People's sexual, marital and/or reproductive choices can harm themselves or others. 

Do you have a story to tell about it? Your story matters. 

Many people have made sexual, marital and/or reproductive choices that they regret. They have inadvertently harmed themselves, and possibly other loved ones. We are building a community of people who want to understand this problem, and who want to speak out about it. The most obvious example is abortion. There are other examples as well. We have identified 12 kinds of people who have been harmed by our culture's embrace of sexual permissiveness.

Who are we looking for? If you've made sexual, marital and/or reproductive choices that you regret, or if you have been harmed because of somebody else's sexual, marital and/or reproductive choices, we are looking for you. We provide online platforms for those who are ready to tell their story. Your story might help somebody else avoid the same pain. Your story matters.

Here is one example of the kind of story you can tell. This person is a child of divorce

"After my parents divorced, they both remarried. I was the eldest child in step-family situations on both sides. On my mother's side, a new child was born, and the entire family revolved around this new child. On my dad's side, he remarried women who had kids from prior relationships. In both instances, I felt like an 'add on' and always felt like I was standing outside, looking in. I felt like my birthright was stolen from me. I was expected to love these people and these situations, while they were not required to love my family on the opposite side. Emotionally it was a one way street--I gave love to their whole families, they gave love to half of mine, the half they occupied. The other half of my family did not exist for them. I felt very alone my entire childhood and had nobody to talk to about this inequality. My parents were not bad people but they believed that 'Everything is fine as long as the parents are happy.""

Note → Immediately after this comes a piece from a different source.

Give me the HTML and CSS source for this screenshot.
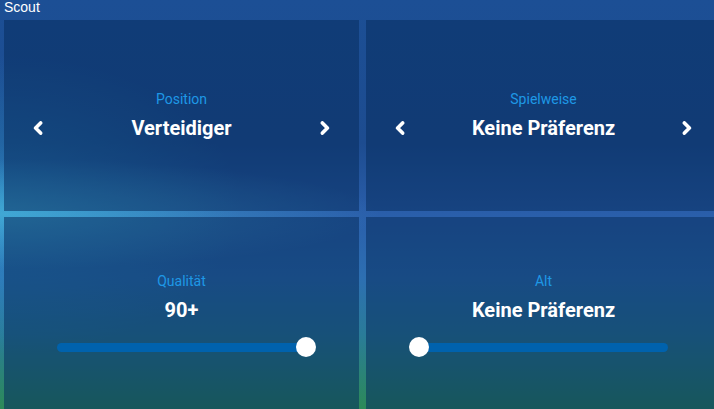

The Sexual Revolution grinds on, because normal yet hurting people don't feel comfortable speaking out. Why? Perhaps there are new taboos against it. Our culture is so sexualized that speaking out is not encouraged. Don't you agree that this needs to be changed? Don't you agree that people need to feel comfortable talking about their experiences? There are three reasons why:

  1. It will help them heal.
  2. It will help others understand, and maybe avoid, the problem.
  3. If others have similiar experiences, it will affirm them. 

Ready to take the next step?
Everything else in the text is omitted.